Asia

EURASIA The Turkic countries want the Turkish alphabet to rediscover their identity

The process is mainly promoted by Turkey, ruled by Erdogan, and received a new impetus after the start of Putin’s aggression against Ukraine. Language is seen as the integrating element par excellence, with a political and ideological meaning.

Moscow () – These days, the Organization of Turkish States (OTS), in which Turkey, Azerbaijan, Kazakhstan and Kyrgyzstan participate, have decided to submit the issue of creating a single alphabet to a joint debate. According to the Tatar political scientist Ruslan Ajsin, this is “a long-awaited event, to which the Turkish-speakers of the Russian Federation, and perhaps the much-persecuted Uyghurs of China, could join sooner or later”, as he states in an article published in Idel.Realii.

In recent years, mainly at the initiative of Ankara, an intense process of rapprochement of the Turkic countries has begun, which received an additional boost after the start of Putin’s aggression against Ukraine. The stakeholders have signed or promoted numerous strategic agreements and joint economic and humanitarian projects. A common army has even been created to guarantee the security of the region of Ottoman memory, and manage to counteract the pressures of the threatening neighbor to the north, or avoid the spiral of globalization.

The Turkic world tries to rediscover its own common identity, at a time when the imperialisms of East and West and their colonial policies are crumbling. As the historian Lev Gumilev put it, the Moscow regime “had tried in the last century to disperse the Turkic-speaking super-ethnicity into several separate chambers, those of the Eurasian Soviet republics, in order to enforce the principle of divide and rule.” This fragmentation also meant the elimination of the cultural and spiritual heritage and the spirit of brotherhood of the Turkic peoples.

The alphabet itself was the symbolic instrument of this colonial operation. Within a generation, Moscow twice changed the script of the language: first by substituting Arabic letters for Latin ones, and soon after by imposing the Cyrillic alphabet, with the aim of unifying and Russifying. The intelligentsia of these countries tried to oppose the imperial paradigm, but the central power was impassive and resorted to force to silence the opposing voices. In many cases, those who opposed ended up in concentration camps.

As Ajsin recalls, “a great Tartar intellectual of the late nineteenth century, Ismail Gaspraly, argued that unity comes from language, ideas and work. Language is the integrating element par excellence, of political and ideological significance, and no global collaboration project can be successful without a common language The Turkic world today exceeds 300 million people: so a Turkic language based on a single alphabet, the so-called Yangalifwould become one of the most widespread languages ​​in the world.

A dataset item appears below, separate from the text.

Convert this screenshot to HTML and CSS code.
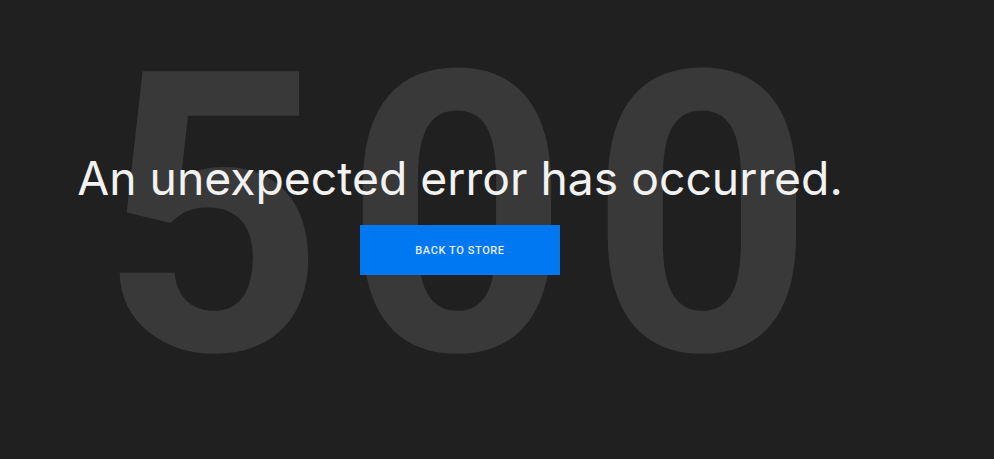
FILE: index.html
```html
<!DOCTYPE html>
<html>
<head>
<meta charset="utf-8">
<link rel="stylesheet" href="styles.css">
</head>
<body>
<main class="page">
  <div class="code" aria-hidden="true">500</div>
  <div class="content">
    <h1 class="title">An unexpected error has occurred.</h1>
    <a class="btn" href="#">BACK TO STORE</a>
  </div>
</main>
</body>
</html>
```

FILE: styles.css
```css
html, body {
  margin: 0;
  padding: 0;
  background: #202020;
  height: 100%;
  overflow: hidden;
}
.page {
  position: relative;
  width: 920px;
  height: 459px;
}
.code {
  position: absolute;
  left: 0;
  right: 0;
  top: 0;
  text-align: center;
  font-family: Roboto, sans-serif;
  font-weight: 700;
  font-size: 392px;
  line-height: 1;
  letter-spacing: 20px;
  text-indent: 14px;
  color: #393939;
  margin-top: 20px;
}
.content {
  position: relative;
  display: flex;
  flex-direction: column;
  align-items: center;
  padding-top: 148px;
}
.title {
  margin: 0;
  font-family: Inter, sans-serif;
  font-weight: 400;
  font-size: 46.3px;
  line-height: 60px;
  color: #f2f2f2;
}
.btn {
  margin-top: 17px;
  width: 200px;
  height: 50px;
  display: flex;
  align-items: center;
  justify-content: center;
  background: #0078f2;
  color: #e8eef8;
  font-family: Roboto, sans-serif;
  font-size: 11px;
  font-weight: 500;
  letter-spacing: 0.6px;
  text-decoration: none;
}
```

Thus, the language would not only become the vehicle for the integration of the Turkic world, but it would also be the protective shield against the aggression of the “Russian world”. The invasion of Ukraine, warns the historian, “began precisely with the motivation of defending the Russian-speaking population of that country, and similar statements have already resounded regarding Kazakhstan.” It is the Soviet heritage of rejecting the languages ​​and cultures of the peoples considered “lesser” than the dominant Russian.

“You can’t survive alone,” concludes Ajsin. “In the world of global communication, language becomes a decisive tool in political and ideological warfare,” concludes Ajsin. It is not just about regulating a means of communication, but about developing a common vision of the world: “the ancient Greeks believed that their language, the Logos, was both speech and thought, the key that opens the door of the human soul, reason and the perception of the surrounding reality”. Only a man who speaks his native language can be considered a true subject, not a member of an anonymous mass.